Probably you’ve at least heard of it–“The Handmaid’s Tale.” It seems like everyone is talking about the Hulu series set in the dystopian future. Women with two good ovaries are fated to be surrogates for wives of societal stature who are infertile. For birthmothers this is where the dystopian future meets the dystopia past. Birthmothers have already lived in this world during the Baby Scoop Era and handed over our children to those that society deemed worthy.

I felt this when I read the book in 1989 (while nursing my youngest child,) but watching it come alive on the screen brought a bitterness that I have not tasted for some time.
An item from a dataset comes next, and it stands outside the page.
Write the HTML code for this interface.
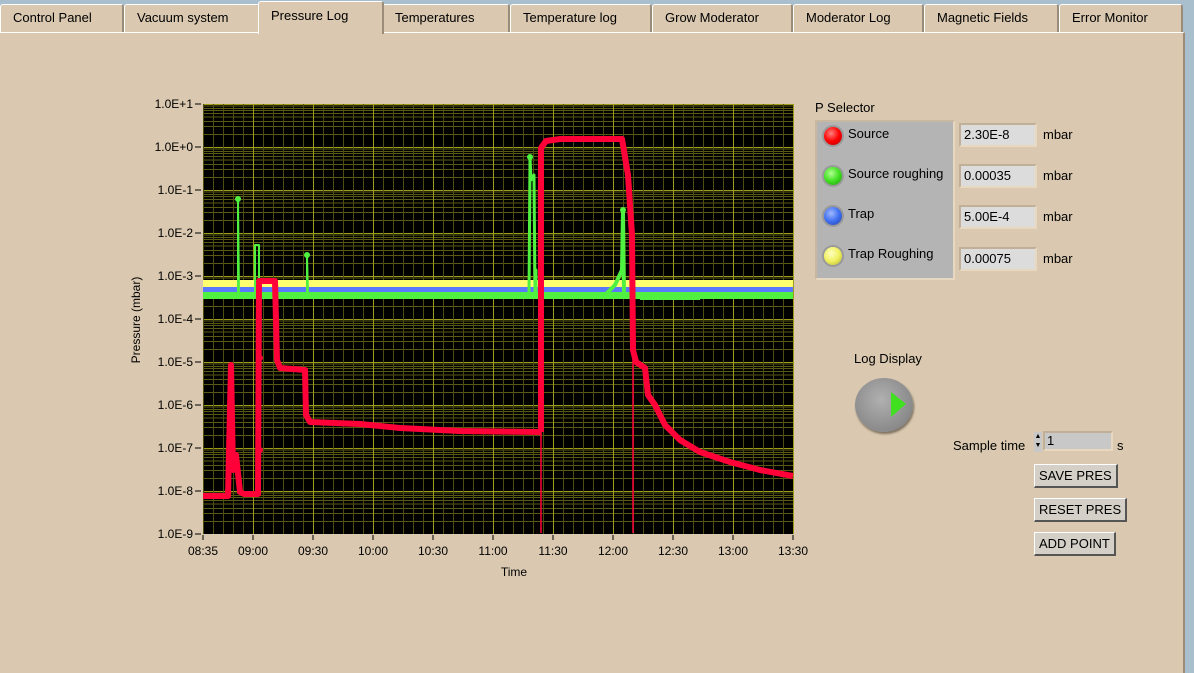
<!DOCTYPE html>
<html><head><meta charset="utf-8"><style>
body{margin:0;width:1194px;height:672px;overflow:hidden;background:#a9bfcd;font-family:"Liberation Sans",sans-serif;font-size:13px;color:#000}
.panel{position:absolute;left:0;top:32px;width:1183px;height:640px;background:#dac9b0;border-top:1px solid #fff;border-right:2px solid #9a8c78}
.tab{position:absolute;top:4px;height:28px;background:#dac9b0;border:1px solid #fff;border-right:2px solid #9a8c78;border-bottom:none;border-radius:3px 3px 0 0;box-sizing:border-box;padding:5px 0 0 12px;font-size:13px}
.tab.a{top:1px;height:33px;padding-top:6px;z-index:2}
.lbl{position:absolute;font-size:13px}
.box{position:absolute;background:#dcdcdc;border:2px solid #e8d8c0;border-top-color:#c0b098;border-left-color:#c0b098;height:18px;box-sizing:content-box;padding:1px 3px;font-size:13px;line-height:18px}
.btn{position:absolute;background:#d4d0c8;border:1px solid #fff;border-right:2px solid #555;border-bottom:2px solid #555;font-size:13px;padding:3px 4px;line-height:15px}
.led{position:absolute;width:18px;height:18px;border-radius:50%;box-shadow:0 0 0 2px #999}
</style></head><body>
<div class="tab" style="left:0;width:124px">Control Panel</div>
<div class="tab" style="left:124px;width:136px">Vacuum system</div>
<div class="tab a" style="left:258px;width:126px">Pressure Log</div>
<div class="tab" style="left:382px;width:128px">Temperatures</div>
<div class="tab" style="left:510px;width:142px">Temperature log</div>
<div class="tab" style="left:652px;width:141px">Grow Moderator</div>
<div class="tab" style="left:793px;width:131px">Moderator Log</div>
<div class="tab" style="left:924px;width:135px">Magnetic Fields</div>
<div class="tab" style="left:1059px;width:124px">Error Monitor</div>
<div class="panel"></div>

<svg style="position:absolute;left:0;top:0" width="1194" height="672" font-family="Liberation Sans,sans-serif" font-size="12">
<defs>
<pattern id="vmin" patternUnits="userSpaceOnUse" x="203" y="0" width="10" height="10"><line x1="0.5" y1="0" x2="0.5" y2="10" stroke="#4e4e10"/></pattern>
<pattern id="vmaj" patternUnits="userSpaceOnUse" x="253" y="0" width="60" height="10"><line x1="0.5" y1="0" x2="0.5" y2="10" stroke="#9c9c18"/></pattern>
<pattern id="hlog" patternUnits="userSpaceOnUse" x="0" y="104" width="10" height="43">
<g stroke="#5a5a12"><line x1="0" y1="30.5" x2="10" y2="30.5"/><line x1="0" y1="22.5" x2="10" y2="22.5"/><line x1="0" y1="17.5" x2="10" y2="17.5"/><line x1="0" y1="13" x2="10" y2="13"/><line x1="0" y1="9.5" x2="10" y2="9.5"/><line x1="0" y1="6.5" x2="10" y2="6.5"/><line x1="0" y1="4.5" x2="10" y2="4.5"/><line x1="0" y1="2" x2="10" y2="2"/></g>
<line x1="0" y1="0.5" x2="10" y2="0.5" stroke="#9c9c18"/></pattern>
</defs>
<rect x="203" y="104" width="590" height="430" fill="#000"/>
<rect x="203" y="104" width="590" height="430" fill="url(#hlog)"/>
<rect x="203" y="104" width="590" height="430" fill="url(#vmin)"/>
<rect x="203" y="104" width="591" height="430" fill="url(#vmaj)"/>
<g text-anchor="end">
<text x="193" y="108">1.0E+1</text><text x="193" y="151">1.0E+0</text><text x="193" y="194">1.0E-1</text><text x="193" y="237">1.0E-2</text><text x="193" y="280">1.0E-3</text><text x="193" y="323">1.0E-4</text><text x="193" y="366">1.0E-5</text><text x="193" y="409">1.0E-6</text><text x="193" y="452">1.0E-7</text><text x="193" y="495">1.0E-8</text><text x="193" y="538">1.0E-9</text>
</g>
<g stroke="#000">
<line x1="195" y1="104" x2="201" y2="104"/><line x1="195" y1="147" x2="201" y2="147"/><line x1="195" y1="190" x2="201" y2="190"/><line x1="195" y1="233" x2="201" y2="233"/><line x1="195" y1="276" x2="201" y2="276"/><line x1="195" y1="319" x2="201" y2="319"/><line x1="195" y1="362" x2="201" y2="362"/><line x1="195" y1="405" x2="201" y2="405"/><line x1="195" y1="448" x2="201" y2="448"/><line x1="195" y1="491" x2="201" y2="491"/><line x1="195" y1="534" x2="201" y2="534"/>
<line x1="203" y1="535" x2="203" y2="540"/><line x1="253" y1="535" x2="253" y2="540"/><line x1="313" y1="535" x2="313" y2="540"/><line x1="373" y1="535" x2="373" y2="540"/><line x1="433" y1="535" x2="433" y2="540"/><line x1="493" y1="535" x2="493" y2="540"/><line x1="553" y1="535" x2="553" y2="540"/><line x1="613" y1="535" x2="613" y2="540"/><line x1="673" y1="535" x2="673" y2="540"/><line x1="733" y1="535" x2="733" y2="540"/><line x1="793" y1="535" x2="793" y2="540"/>
</g>
<g text-anchor="middle">
<text x="203" y="555">08:35</text><text x="253" y="555">09:00</text><text x="313" y="555">09:30</text><text x="373" y="555">10:00</text><text x="433" y="555">10:30</text><text x="493" y="555">11:00</text><text x="553" y="555">11:30</text><text x="613" y="555">12:00</text><text x="673" y="555">12:30</text><text x="733" y="555">13:00</text><text x="793" y="555">13:30</text>
</g>
<rect x="203" y="280" width="590" height="7" fill="#ffff70"/><rect x="203" y="287" width="590" height="5" fill="#5a78ff"/><rect x="203" y="292" width="590" height="7" fill="#50f040"/>
<g fill="none" stroke-linejoin="round">
<polyline points="238,295 238,199 239,295" stroke="#50f040" stroke-width="2"/>
<polyline points="255,295 255,245 259,245 259,295" stroke="#50f040" stroke-width="2"/>
<polyline points="307,295 307,255 308,295" stroke="#50f040" stroke-width="2"/>
<polyline points="529,295 530,157 531,180 534,175 535,295 536,270 536,295" stroke="#50f040" stroke-width="3"/>
<polyline points="605,295 615,285 622,270 623,210 624,295 632,295" stroke="#50f040" stroke-width="4"/>
<polyline points="640,298 700,298" stroke="#50f040" stroke-width="4"/>
<polyline points="203,496 228,496 231,365 233,470 236,455 240,492 244,494 258,494 259,281 275,281 277,360 280,368 305,370 306,415 310,422 360,424 400,428 460,431 541,432" stroke="#ff0038" stroke-width="6"/>
<polyline points="541,432 541,148 546,141 560,139 622,139 628,175 632,235 633,350 636,362 645,368 648,395 655,405 665,425 680,440 700,452 730,462 760,470 793,476" stroke="#ff0038" stroke-width="6"/>
<polyline points="260,296 260,470" stroke="#ff0038" stroke-width="1.5"/>
<polyline points="541,160 541,533" stroke="#ff0038" stroke-width="1.5"/>
<polyline points="633,280 633,533" stroke="#ff0038" stroke-width="1.5"/>
</g>
<g fill="#ff0038"><circle cx="541" cy="245" r="3"/><circle cx="541" cy="358" r="3"/><circle cx="260" cy="358" r="3"/><circle cx="260" cy="450" r="3"/></g>
<g fill="#50f040"><circle cx="238" cy="199" r="3"/><circle cx="307" cy="255" r="3"/><circle cx="530" cy="157" r="3"/><circle cx="623" cy="210" r="3"/></g>
<text x="514" y="576" text-anchor="middle">Time</text>
<text transform="translate(140,320) rotate(-90)" text-anchor="middle">Pressure (mbar)</text>
</svg>

<div class="lbl" style="left:815px;top:100px">P Selector</div>
<div style="position:absolute;left:815px;top:120px;width:136px;height:156px;background:#b4b4b4;border:2px solid #e8d8c0;border-top-color:#c8b8a0;border-left-color:#c8b8a0"></div>
<div class="led" style="left:824px;top:127px;background:radial-gradient(circle at 40% 35%,#ff8080,#f00 50%,#a00)"></div>
<div class="led" style="left:824px;top:167px;background:radial-gradient(circle at 40% 35%,#b0ff90,#40e020 50%,#209010)"></div>
<div class="led" style="left:824px;top:207px;background:radial-gradient(circle at 40% 35%,#a0b8ff,#4070f0 50%,#2040a0)"></div>
<div class="led" style="left:824px;top:247px;background:radial-gradient(circle at 40% 35%,#ffffc0,#f0f060 50%,#b0b030)"></div>
<div class="lbl" style="left:848px;top:126px">Source</div>
<div class="lbl" style="left:848px;top:166px">Source roughing</div>
<div class="lbl" style="left:848px;top:206px">Trap</div>
<div class="lbl" style="left:848px;top:246px">Trap Roughing</div>
<div class="box" style="left:959px;top:123px;width:68px">2.30E-8</div>
<div class="box" style="left:959px;top:164px;width:68px">0.00035</div>
<div class="box" style="left:959px;top:205px;width:68px">5.00E-4</div>
<div class="box" style="left:959px;top:247px;width:68px">0.00075</div>
<div class="lbl" style="left:1043px;top:127px">mbar</div>
<div class="lbl" style="left:1043px;top:168px">mbar</div>
<div class="lbl" style="left:1043px;top:209px">mbar</div>
<div class="lbl" style="left:1043px;top:251px">mbar</div>

<div class="lbl" style="left:854px;top:351px">Log Display</div>
<div style="position:absolute;left:855px;top:378px;width:58px;height:54px;border-radius:50%;background:radial-gradient(circle at 45% 40%,#b0b0b0,#8a8a8a 70%,#606060);box-shadow:1px 2px 2px #7a6e5c"></div>
<svg style="position:absolute;left:890px;top:390px" width="24" height="30"><polygon points="1,2 16,14 1,27" fill="#40e020"/></svg>

<div class="lbl" style="left:953px;top:438px">Sample time</div>
<div style="position:absolute;left:1034px;top:432px;width:8px;height:20px;background:#c8c8c8;font-size:7px;line-height:9px;text-align:center">▲<br>▼</div>
<div class="box" style="left:1043px;top:431px;width:62px;height:16px;line-height:16px;background:#c8c8c8;padding:0 2px">1</div>
<div class="lbl" style="left:1117px;top:438px">s</div>
<div class="btn" style="left:1034px;top:464px">SAVE PRES</div>
<div class="btn" style="left:1034px;top:498px">RESET PRES</div>
<div class="btn" style="left:1034px;top:532px">ADD POINT</div>
</body></html>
In the story it’s customary for all the handmaids in the neighborhood to attend a birth. While the adoptive mother in waiting lies on a white sheet in a stylish living room, moaning though fake labor pains with the other wives coaching her, upstairs the real labor progresses with the handmaid who is lucky enough to have conceived a child in this toxic future world. When the birth is imminent, the handmaid leaves the luxurious marriage  bed  for a birthing chair, the privileged wife sitting behind her as if she too is pushing through the labor pains. When the baby is out, it’s the wife who situates herself in bed and receives the baby. The handmaid, (birthmother) is just a few feet away, empty-handed and anguished, longing to hold her child. A sister handmaid gently guides guides the birthmother’s face away from the baby and its new mother. Then the entire room of handmaids converge on her, hovering over her, murmuring their comfort. It’s a wrenching scene, but for those of us who were handmaids of the 60s and 70s, we had no compatriots.

Reality was worse

At the moment of my son’s birth, the intern in the delivery room joyfully asked me if this was my first child. Before I had a chance to utter a syllable, the doctor in charge guffawed. “She’s an unwed mother,” he said. My son was wrapped is a blanket and whisked away.

I suspect most of us gave birth that way. No family present. The baby’s father not allowed anywhere near. No murmured comforts anywhere.